* start RECORDED DATA *

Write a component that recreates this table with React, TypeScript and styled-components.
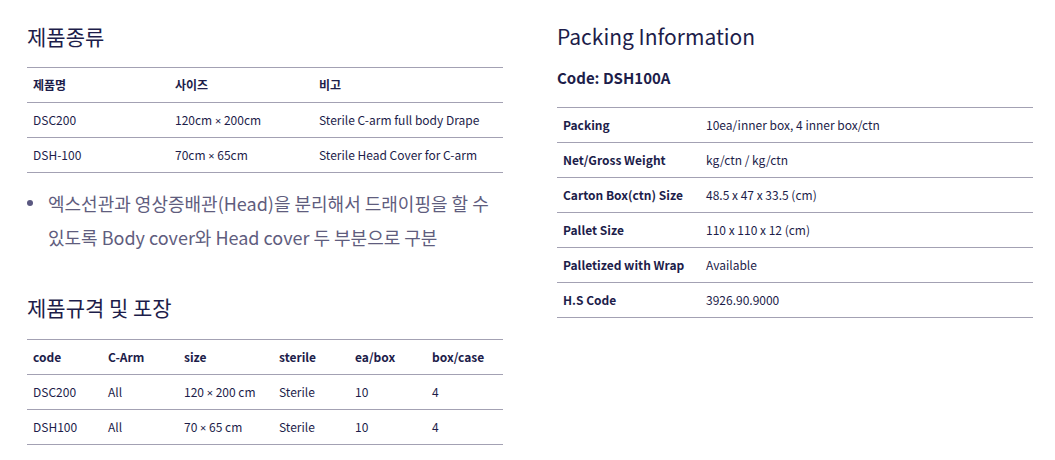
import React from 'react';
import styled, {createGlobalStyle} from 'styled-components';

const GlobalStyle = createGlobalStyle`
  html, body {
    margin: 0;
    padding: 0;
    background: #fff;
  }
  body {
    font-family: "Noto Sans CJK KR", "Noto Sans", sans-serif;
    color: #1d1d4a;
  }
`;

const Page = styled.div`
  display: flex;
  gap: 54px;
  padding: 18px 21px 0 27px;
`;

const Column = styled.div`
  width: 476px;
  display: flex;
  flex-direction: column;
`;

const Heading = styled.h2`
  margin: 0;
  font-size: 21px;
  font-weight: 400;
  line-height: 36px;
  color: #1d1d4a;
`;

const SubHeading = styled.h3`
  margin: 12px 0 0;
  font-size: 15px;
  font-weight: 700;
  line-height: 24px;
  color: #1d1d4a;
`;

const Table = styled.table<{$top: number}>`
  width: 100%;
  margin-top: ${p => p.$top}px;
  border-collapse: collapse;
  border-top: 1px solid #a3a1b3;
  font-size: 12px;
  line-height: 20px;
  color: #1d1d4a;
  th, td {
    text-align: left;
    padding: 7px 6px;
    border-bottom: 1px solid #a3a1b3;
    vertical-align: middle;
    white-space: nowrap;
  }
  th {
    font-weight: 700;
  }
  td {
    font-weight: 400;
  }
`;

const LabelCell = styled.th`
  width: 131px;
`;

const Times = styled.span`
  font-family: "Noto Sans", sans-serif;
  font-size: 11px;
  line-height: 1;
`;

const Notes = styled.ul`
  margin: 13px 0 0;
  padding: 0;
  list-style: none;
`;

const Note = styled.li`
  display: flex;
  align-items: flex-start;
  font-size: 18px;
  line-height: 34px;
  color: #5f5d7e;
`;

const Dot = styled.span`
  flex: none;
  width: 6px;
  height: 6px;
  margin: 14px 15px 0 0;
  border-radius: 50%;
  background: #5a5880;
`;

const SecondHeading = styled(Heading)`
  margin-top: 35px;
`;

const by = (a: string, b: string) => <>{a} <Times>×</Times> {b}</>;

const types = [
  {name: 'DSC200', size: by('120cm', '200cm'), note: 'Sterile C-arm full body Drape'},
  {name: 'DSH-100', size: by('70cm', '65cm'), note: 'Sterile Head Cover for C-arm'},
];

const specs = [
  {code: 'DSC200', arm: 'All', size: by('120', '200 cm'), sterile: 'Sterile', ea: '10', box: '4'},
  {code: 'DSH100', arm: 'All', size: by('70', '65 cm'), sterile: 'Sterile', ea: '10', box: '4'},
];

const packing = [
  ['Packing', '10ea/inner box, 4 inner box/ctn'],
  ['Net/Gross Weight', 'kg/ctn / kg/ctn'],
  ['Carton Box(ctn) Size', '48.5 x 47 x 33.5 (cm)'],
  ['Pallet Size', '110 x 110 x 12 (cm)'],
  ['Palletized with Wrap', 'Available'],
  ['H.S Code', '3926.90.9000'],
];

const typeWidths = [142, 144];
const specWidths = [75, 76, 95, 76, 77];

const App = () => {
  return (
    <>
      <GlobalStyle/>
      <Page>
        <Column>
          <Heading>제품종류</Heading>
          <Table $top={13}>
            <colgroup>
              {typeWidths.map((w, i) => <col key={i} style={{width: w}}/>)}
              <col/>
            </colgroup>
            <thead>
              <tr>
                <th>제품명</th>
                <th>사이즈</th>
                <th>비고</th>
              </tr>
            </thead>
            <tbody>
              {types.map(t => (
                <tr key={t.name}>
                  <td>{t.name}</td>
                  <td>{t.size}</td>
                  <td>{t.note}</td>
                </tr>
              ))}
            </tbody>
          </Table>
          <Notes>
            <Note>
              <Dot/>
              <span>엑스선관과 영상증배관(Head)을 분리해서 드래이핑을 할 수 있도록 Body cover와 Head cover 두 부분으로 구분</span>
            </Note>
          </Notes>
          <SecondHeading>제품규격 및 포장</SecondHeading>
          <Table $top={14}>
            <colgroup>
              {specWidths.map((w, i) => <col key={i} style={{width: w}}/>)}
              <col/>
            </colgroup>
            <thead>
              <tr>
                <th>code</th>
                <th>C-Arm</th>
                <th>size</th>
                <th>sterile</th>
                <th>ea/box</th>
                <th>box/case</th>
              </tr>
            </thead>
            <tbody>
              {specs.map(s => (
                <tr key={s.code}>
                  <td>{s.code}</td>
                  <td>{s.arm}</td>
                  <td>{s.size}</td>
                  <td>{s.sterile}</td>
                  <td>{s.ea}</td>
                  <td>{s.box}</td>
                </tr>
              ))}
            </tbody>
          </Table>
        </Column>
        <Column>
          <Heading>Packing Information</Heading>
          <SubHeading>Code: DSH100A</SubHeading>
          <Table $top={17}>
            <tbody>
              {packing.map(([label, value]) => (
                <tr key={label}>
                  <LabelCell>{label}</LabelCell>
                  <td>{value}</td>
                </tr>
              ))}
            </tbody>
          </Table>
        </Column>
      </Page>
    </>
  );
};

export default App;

* end RECORDED DATA *

> **WRITTEN TASK**
Make a tally of the lines in this data that include the string "components", and answer with that tally alone.

> **WRITTEN ANSWER**
2